By the end of 2002, more than 1.4 million inmates were incarcerated in federal and state prisons, compared to 1.0 million in 1995. After dramatic increases in the 1980s and 1990s, the incarceration rate has leveled off in recent years, though it is still growing. From 2001 to 2002, the prison population grew 2.6%, which was less than the average annual increase of 3.6% since 1995. More than half of the increase in the prison population since 1995 has been due to increased convictions for violent offenses.

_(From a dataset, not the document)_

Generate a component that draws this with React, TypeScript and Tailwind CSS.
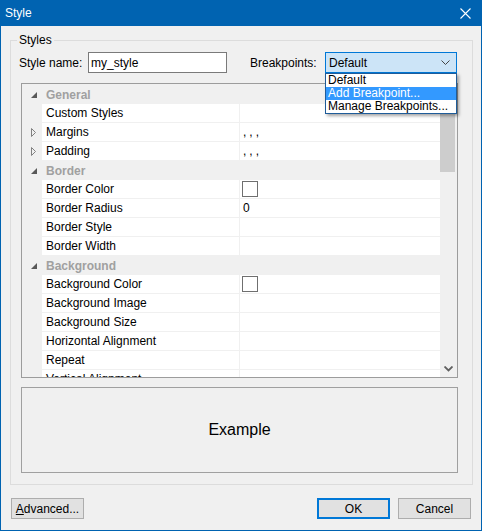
import React from 'react'

type Row =
    | { kind: 'cat'; label: string }
    | { kind: 'prop'; label: string; value?: 'commas' | 'box' | string; collapsed?: boolean }

const rows: Row[] = [
    { kind: 'cat', label: 'General' },
    { kind: 'prop', label: 'Custom Styles' },
    { kind: 'prop', label: 'Margins', value: 'commas', collapsed: true },
    { kind: 'prop', label: 'Padding', value: 'commas', collapsed: true },
    { kind: 'cat', label: 'Border' },
    { kind: 'prop', label: 'Border Color', value: 'box' },
    { kind: 'prop', label: 'Border Radius', value: '0' },
    { kind: 'prop', label: 'Border Style' },
    { kind: 'prop', label: 'Border Width' },
    { kind: 'cat', label: 'Background' },
    { kind: 'prop', label: 'Background Color', value: 'box' },
    { kind: 'prop', label: 'Background Image' },
    { kind: 'prop', label: 'Background Size' },
    { kind: 'prop', label: 'Horizontal Alignment' },
    { kind: 'prop', label: 'Repeat' },
    { kind: 'prop', label: 'Vertical Alignment' },
]

const ExpandedGlyph = () => (
    <svg width="6" height="6" viewBox="0 0 6 6">
        <polygon points="6,0 6,6 0,6" fill="#595959" />
    </svg>
)

const CollapsedGlyph = () => (
    <svg width="5" height="9" viewBox="0 0 5 9">
        <polygon points="0.5,0.5 4.5,4.5 0.5,8.5" fill="none" stroke="#818181" strokeWidth="1" />
    </svg>
)

const Chevron = ({ color = '#444' }: { color?: string }) => (
    <svg width="9" height="5" viewBox="0 0 9 5">
        <polyline points="0.5,0.5 4.5,4.5 8.5,0.5" fill="none" stroke={color} strokeWidth="1" />
    </svg>
)

const GridRow = ({ row }: { row: Row }) => {
    if (row.kind === 'cat') {
        return (
            <div className="flex h-[19px] bg-[#f0f0f0] shrink-0">
                <div className="w-[20px] flex items-center justify-center pl-[3px]">
                    <ExpandedGlyph />
                </div>
                <div className="pl-[4px] flex items-center font-bold text-[#a0a0a0]">{row.label}</div>
            </div>
        )
    }
    return (
        <div className="flex h-[19px] shrink-0">
            <div className="w-[20px] bg-[#f0f0f0] flex items-center justify-center pl-[3px]">
                {row.collapsed && <CollapsedGlyph />}
            </div>
            <div className="w-[198px] pl-[4px] flex items-center border-r border-b border-[#f0f0f0] bg-white">
                {row.label}
            </div>
            <div className="flex-1 flex items-center pl-[3px] border-b border-[#f0f0f0] bg-white">
                {row.value === 'commas' && <span className="tracking-[3px]">,,,</span>}
                {row.value === 'box' && <div className="w-[16px] h-[16px] border border-[#6f6f6f] bg-white -ml-[1px]" />}
                {row.value && row.value !== 'commas' && row.value !== 'box' && <span>{row.value}</span>}
            </div>
        </div>
    )
}

export default function App() {
    return (
        <div
            className="w-[482px] h-[531px] flex flex-col bg-[#f0f0f0] border-x border-b border-[#0063b1] text-[12px] text-black overflow-hidden"
            style={{ fontFamily: '"Liberation Sans", Arial, sans-serif' }}
        >
            {/* title bar */}
            <div className="h-[26px] shrink-0 bg-[#0063b1] flex items-center justify-between pl-[4px] pr-[10px] text-white">
                <span>Style</span>
                <svg width="11" height="11" viewBox="0 0 11 11">
                    <path d="M0.5 0.5L10.5 10.5M10.5 0.5L0.5 10.5" stroke="#fff" strokeWidth="1.1" />
                </svg>
            </div>

            <fieldset className="ml-[9px] mr-[8px] mt-[6px] border border-[#dcdcdc] p-0">
                <legend className="ml-[6px] px-[2px] leading-4">Styles</legend>
                <div className="pl-[8px] pr-[14px] pt-[4px] pb-[11px] flex flex-col">
                    <div className="flex items-center h-[21px]">
                        <span className="w-[69px]">Style name:</span>
                        <div className="w-[139px] h-[21px] border border-[#7a7a7a] bg-white flex items-center pl-[2px]">my_style</div>
                        <span className="ml-[23px] w-[75px]">Breakpoints:</span>
                        <div className="relative w-[132px] h-[21px]">
                            <div className="h-full border border-[#0078d7] bg-[#cce4f7] flex items-center justify-between pl-[3px] pr-[6px]">
                                <span>Default</span>
                                <Chevron />
                            </div>
                            <div className="absolute left-0 top-full w-full z-10 border border-[#1f5c99] bg-white shadow-[2px_2px_3px_rgba(0,0,0,0.35)] leading-[13px]">
                                <div className="pl-[2px] h-[13px]">Default</div>
                                <div className="pl-[2px] h-[13px] bg-[#3399ff] text-white">Add Breakpoint...</div>
                                <div className="pl-[2px] h-[13px]">Manage Breakpoints...</div>
                            </div>
                        </div>
                    </div>

                    {/* property grid */}
                    <div className="ml-[2px] mt-[10px] w-[437px] h-[295px] border border-[#9c9c9c] flex bg-[#f0f0f0]">
                        <div className="flex-1 flex flex-col pt-[1px] overflow-hidden">
                            {rows.map((r) => (
                                <GridRow key={r.label} row={r} />
                            ))}
                        </div>
                        <div className="w-[17px] flex flex-col bg-[#f0f0f0]">
                            <div className="h-[17px] flex items-center justify-center rotate-180">
                                <Chevron color="#606060" />
                            </div>
                            <div className="h-[71px] w-[15px] bg-[#cdcdcd]" />
                            <div className="flex-1" />
                            <div className="h-[17px] flex items-center justify-center">
                                <svg width="9" height="6" viewBox="0 0 9 6">
                                    <polyline points="0.5,0.5 4.5,4.5 8.5,0.5" fill="none" stroke="#606060" strokeWidth="1.8" />
                                </svg>
                            </div>
                        </div>
                    </div>

                    {/* preview */}
                    <div className="ml-[2px] mt-[9px] w-[437px] h-[86px] border border-[#a0a0a0] flex items-center justify-center text-[16px]">
                        Example
                    </div>
                </div>
            </fieldset>

            <div className="mt-[13px] flex px-[10px]">
                <button className="w-[73px] h-[21px] bg-[#e1e1e1] border border-[#adadad]">
                    <span className="underline">A</span>dvanced...
                </button>
                <div className="flex-1" />
                <button className="w-[73px] h-[21px] bg-[#e1e1e1] border-2 border-[#0078d7]">OK</button>
                <button className="ml-[8px] w-[73px] h-[21px] bg-[#e1e1e1] border border-[#adadad]">Cancel</button>
            </div>
        </div>
    )
}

One reason for the increase in inmate population is that the response to certain types of offenses and certain types of offenders (e.g., repeat offenders, drug offenders, violent offenders, immigration violators, and those convicted of drunk driving or weapons offenses) has become harsher. In the 1980s, the Reagan administration ushered in a “Get tough on crime” era that still influences sentencing practices today. In 1986, Congress enacted mandatory sentencing laws, which required judges to impose fixed sentences to those convicted of certain crimes in an effort to deter and incapacitate offenders. Currently, all 50 states have adopted one or more types of mandatory sentences. Then, in 1994, Congress passed stricter penalties for repeat offenders under the Violent Crime and Control Law Enforcement Act. The act mandated life imprisonment for individuals convicted of two or more felonies, serious violent felonies, and serious drug crimes. Many states responded by passing similar legislation. In March 1994, for example, Governor Pete Wilson of California signed the nation's first “three-strikes” law. Bill 971 ordered judges to impose a sentence of at least 25 years to life, or three times the normal sentence attached to the crime—whichever entailed the longer sentence—on offenders who were convicted of selected serious felonies or who had previously been convicted of any two felonies. In 2003, 26 states and the federal government had laws similar to California's, typically allowing a prison term or something close to it for someone convicted of a third felony.